Has the U.S. Finance Industry Become Less Efficient? On the Theory and Measurement of Financial Intermediation
I provide a quantitative interpretation of financial intermediation in the U.S. over the past 130 years. Measuring separately the cost of intermediation and the production of financial services, I find that: (i) the quantity of intermediation varies a lot over time; (ii) intermediation is produced under constant returns to scale; (iii) the annual cost of intermediation is around 2% of outstanding assets; (iv) adjustments for borrowers' quality are quantitatively important; and (v) the unit cost of intermediation has increased over the past 30 years.

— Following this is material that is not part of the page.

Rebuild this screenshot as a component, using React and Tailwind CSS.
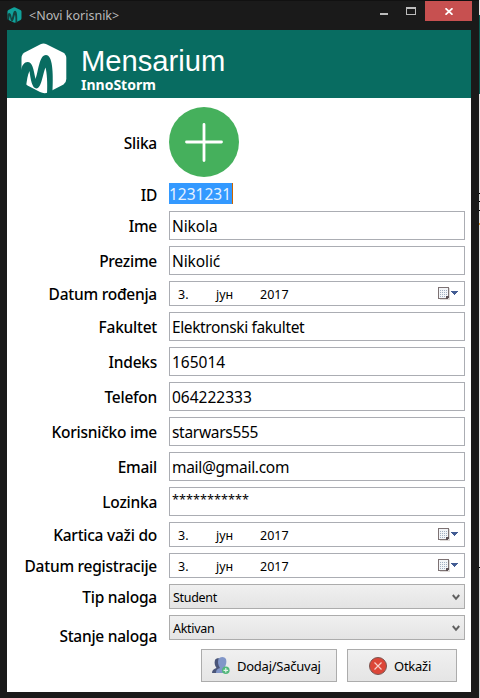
import React from 'react';

const LogoShape = ({ className, hex, wave }) => (
  <svg viewBox="0 0 46 51" className={className}>
    <path
      d="M19.500 1.200Q22.500 -.3 25.500 1.200L42 9.500Q45.300 11.500 45.300 15V36Q45.300 39.500 42.500 41.500L27 49.500Q23 51 19 49L6.500 42.500Q.5 38.500 .5 35V15Q.5 11.500 3.500 9.500Z"
      fill={hex}
    />
    <path
      d="M0 27C1 22 3.500 19 6.500 19C11.500 19 12.500 26 14.500 36C17.500 29 18 12 25 12C31.500 12 32.500 29 31.500 49L26 51C26.500 40 26 30 24.500 24.500C22 30 20.500 45.500 15.500 45.500C11 45.500 9.500 36 8.500 28C6.500 32 6 37 5.200 42.300L0 40Z"
      fill={wave}
    />
  </svg>
);

const CalendarIcon = () => (
  <svg width="22" height="14" viewBox="0 0 22 14" shapeRendering="crispEdges">
    <path d="M2 1H12V13H2Z" fill="#dedbd9" />
    <path d="M0 0H11V10L9 12H0Z" fill="#7d7273" />
    <path d="M1 1H10V9L8 11H1Z" fill="#f3f5f8" />
    <path d="M8 11V9H11V10L9 12H8Z" fill="#5d5256" />
    <path
      d="M2 3h1v1h-1zM4 3h1v1h-1zM6 3h1v1h-1zM8 3h1v1h-1zM2 5h1v1h-1zM4 5h1v1h-1zM6 5h1v1h-1zM8 5h1v1h-1zM2 7h1v1h-1zM4 7h1v1h-1zM6 7h1v1h-1zM8 7h1v1h-1zM2 9h1v1h-1zM4 9h1v1h-1zM6 9h1v1h-1z"
      fill="#a3b0c2"
    />
    <path d="M13 4h7v1h-1v1h-1v1h-1v1h-1v-1h-1v-1h-1v-1h-1z" fill="#425c93" />
  </svg>
);

const Row = ({ label, labelClass = '', children }) => (
  <div className="flex gap-3">
    <div
      className={`flex w-[150px] shrink-0 items-center justify-end whitespace-nowrap text-[15.5px] font-medium leading-5 tracking-[-0.25px] ${labelClass}`}
    >
      <span>{label}</span>
    </div>
    {children}
  </div>
);

const TextField = ({ value, className = 'text-[15.5px] tracking-[-0.3px]' }) => (
  <div className={`flex h-[29px] w-[296px] items-center border border-[#abadb3] pl-[2px] leading-5 ${className}`}>
    {value}
  </div>
);

const DateField = () => (
  <div className="flex h-[25px] w-[296px] items-center border border-[#abadb3] pl-2 pr-1 pt-px text-[12.5px] leading-4">
    <span className="w-[38px] pt-[2px]">3.</span>
    <span className="w-11 pt-[2px]">јун</span>
    <span className="grow pt-[2px]">2017</span>
    <CalendarIcon />
  </div>
);

const SelectField = ({ value }) => (
  <div className="flex h-[25px] w-[296px] items-center justify-between border border-[#acacac] bg-linear-to-b from-[#f0f0f0] to-[#e4e4e4] pl-[3px] pr-1 pt-px text-[12.5px] leading-4 tracking-[-0.3px]">
    <span className="pt-px">{value}</span>
    <svg width="8" height="7" viewBox="0 0 8 7">
      <path d="M.8 1L4 4.800L7.200 1" fill="none" stroke="#606060" strokeWidth="2" />
    </svg>
  </div>
);

export default function App() {
  return (
    <div className="flex h-[698px] w-[480px] overflow-hidden bg-[#1a1a1a] font-['Noto_Sans','Open_Sans',sans-serif] text-black">
      <div className="flex w-[479px] flex-col border-t border-[#111111]">
        <div className="flex h-[29px] shrink-0 pl-[7px]">
          <LogoShape className="mt-[6px] h-4 w-[15px]" hex="#10a19a" wave="#14433f" />
          <span className="ml-[7px] mt-[6px] text-[12.5px] leading-[18px] text-[#b9b9b9]">&lt;Novi korisnik&gt;</span>
          <div className="ml-auto mr-[7px] flex">
            <svg width="45" height="20" viewBox="0 0 45 20" shapeRendering="crispEdges">
              <path d="M0 12h8v2H0z" fill="#bcbcbc" />
              <path d="M26 6h10v8H26zM27 8v5h8V8z" fill="#bcbcbc" fillRule="evenodd" />
            </svg>
            <div className="flex h-5 w-[47px] items-center justify-center bg-[#c75050]">
              <svg width="8" height="7" viewBox="0 0 8 7" className="mt-px">
                <path d="M.5 .3L7.500 6.700M7.500 .3L.5 6.700" stroke="#fff" strokeWidth="1.800" />
              </svg>
            </div>
          </div>
        </div>

        <div className="mx-[7px] flex h-[662px] w-[464px] flex-col bg-white">
          <header className="flex h-[68px] shrink-0 bg-[#086c61] pl-[14px] text-white">
            <LogoShape className="mt-[13px] h-[51px] w-[46px]" hex="#ffffff" wave="#086c61" />
            <div className="ml-[14px] mt-[18px] flex flex-col">
              <span className="font-['Liberation_Sans',sans-serif] text-[29.2px] leading-[26px]">Mensarium</span>
              <span className="mt-[3px] text-[14px] font-bold leading-4">InnoStorm</span>
            </div>
          </header>

          <main className="flex flex-col gap-[6px] pt-[9px]">
            <Row label="Slika" labelClass="pt-px">
              <svg width="70" height="70" viewBox="0 0 70 70">
                <circle cx="35" cy="35" r="35" fill="#45b05c" />
                <path d="M17.500 35H52.500M35 17.500V53.500" stroke="#fff" strokeWidth="2.800" strokeLinecap="round" />
              </svg>
            </Row>
            <Row label="ID" labelClass="pt-px">
              <div className="mb-px flex h-[21px] w-16 items-center border-r border-[#cc6600] bg-[#3399ff] pt-[2px] text-[15.5px] leading-[19px] text-[#e6f2ff]">
                1231231
              </div>
            </Row>
            <Row label="Ime"><TextField value="Nikola" className="text-[15.5px] tracking-[-0.1px]" /></Row>
            <Row label="Prezime"><TextField value="Nikolić" className="text-[15.5px] tracking-[-0.1px]" /></Row>
            <Row label="Datum rođenja"><DateField /></Row>
            <Row label="Fakultet"><TextField value="Elektronski fakultet" className="text-[15.5px] tracking-[-0.38px]" /></Row>
            <Row label="Indeks"><TextField value="165014" className="text-[15.5px]" /></Row>
            <Row label="Telefon"><TextField value="064222333" className="text-[15.5px]" /></Row>
            <Row label="Korisničko ime"><TextField value="starwars555" /></Row>
            <Row label="Email"><TextField value="mail@gmail.com" /></Row>
            <Row label="Lozinka"><TextField value="***********" className="pb-[5px] text-[12.7px]" /></Row>
            <Row label="Kartica važi do"><DateField /></Row>
            <Row label="Datum registracije"><DateField /></Row>
            <Row label="Tip naloga"><SelectField value="Student" /></Row>
            <Row label="Stanje naloga" labelClass="-mb-[6px] pt-[11px]"><SelectField value="Aktivan" /></Row>
          </main>

          <div className="mt-[9px] flex justify-end gap-[10px] pr-[14px] text-[13px] tracking-[-0.25px]">
            <div className="flex h-[33px] w-[136px] items-center border border-[#acacac] bg-linear-to-b from-[#f0f0f0] to-[#e5e5e5] pl-[9px]">
              <svg width="19" height="19" viewBox="0 0 19 19" className="mr-[7px] shrink-0">
                <path d="M1 17C1 14 3 13 5.500 12C4 10 3 7 4 4C5 2 9 1.500 10 4V17Z" fill="#4a5578" />
                <path d="M5 17C5 14 6 13 9 12C7 9 6.500 6 7.500 3C9 .3 13.500 .3 15 3C16 6 15 9 13.500 12C15.500 13 17 14 17 17Z" fill="#8196c8" />
                <circle cx="14.800" cy="14.300" r="3.800" fill="#52b77b" />
                <path d="M12.500 14.300h4.600M14.800 12v4.600" stroke="#e2f5e9" strokeWidth="1.200" />
              </svg>
              <span className="pt-[2px]">Dodaj/Sačuvaj</span>
            </div>
            <div className="flex h-[33px] w-[110px] items-center border border-[#acacac] bg-linear-to-b from-[#f0f0f0] to-[#e5e5e5] pl-[21px]">
              <svg width="18" height="18" viewBox="0 0 18 18" className="mr-[7px] shrink-0">
                <circle cx="9" cy="9" r="8.500" fill="#dc4638" stroke="#7a5551" />
                <path d="M5.500 5.500L12.500 12.500M12.500 5.500L5.500 12.500" stroke="#f7d0cb" strokeWidth="1.200" />
              </svg>
              <span className="pt-[2px]">Otkaži</span>
            </div>
          </div>
        </div>
      </div>
      <div className="flex w-px flex-col bg-[#e6e6e6]">
        <div className="mt-[15px] h-[79px] bg-[#0a5c53]" />
        <div className="mt-[99px] h-px bg-black" />
        <div className="mt-[7px] h-px bg-black" />
        <div className="mt-2 h-px bg-black" />
        <div className="mt-3 h-[2px] bg-[#e5a03c]" />
        <div className="mt-[342px] h-px bg-black" />
        <div className="h-[130px] bg-[#d4d4d4]" />
      </div>
    </div>
  );
}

This has been a very long project. The first draft dates back to 2007, with a focus on corporate finance, and without the long term historical evidence. This paper really owes a lot to other people, academics and non-academics alike. Darrell Duffie, Robert Lucas, Raghuram Rajan, Jose Scheinkman, Robert Shiller, Andrei Shleifer, and Richard Sylla have provided invaluable feedback at various stages of this project. Boyan Jovanovic, Peter Rousseau, Moritz Schularick, and Alan Taylor have shared their data and their insights, and I have greatly benefited from discussions with Lewis Alexander, Patrick Bolton, Markus Brunnermeier, John Cochrane, Douglas Diamond, John Geanakoplos, Gary Gorton, Robin Greenwood, Steve Kaplan, Anil Kashyap, Ashley Lester, Andrew Lo, Andrew Metrick, William Nordhaus, Matthew Rhodes-Kropf, David Robinson, Kenneth Rogoff, David Scharfstein, Hyun Shin, Jeremy Stein, Gillian Tett, Wallace Turbeville, and Luigi Zingales, as well as seminar participants at Stanford, Yale, NYU, Harvard, Chicago, Princeton, and the Paris School of Economics. I also thank Paul Krugman for his discussion at the 2011 NY Area Monetary conference, Axelle Ferrière, Peter Gross, Andrea Prestipino, Robert Turley, and Shaojun Zhang for research assistance, and the Smith Richardson Foundation for its financial support. I gratefully acknowledge funding from the Smith Richardson Foundation. The views expressed herein are those of the author and do not necessarily reflect the views of the National Bureau of Economic Research.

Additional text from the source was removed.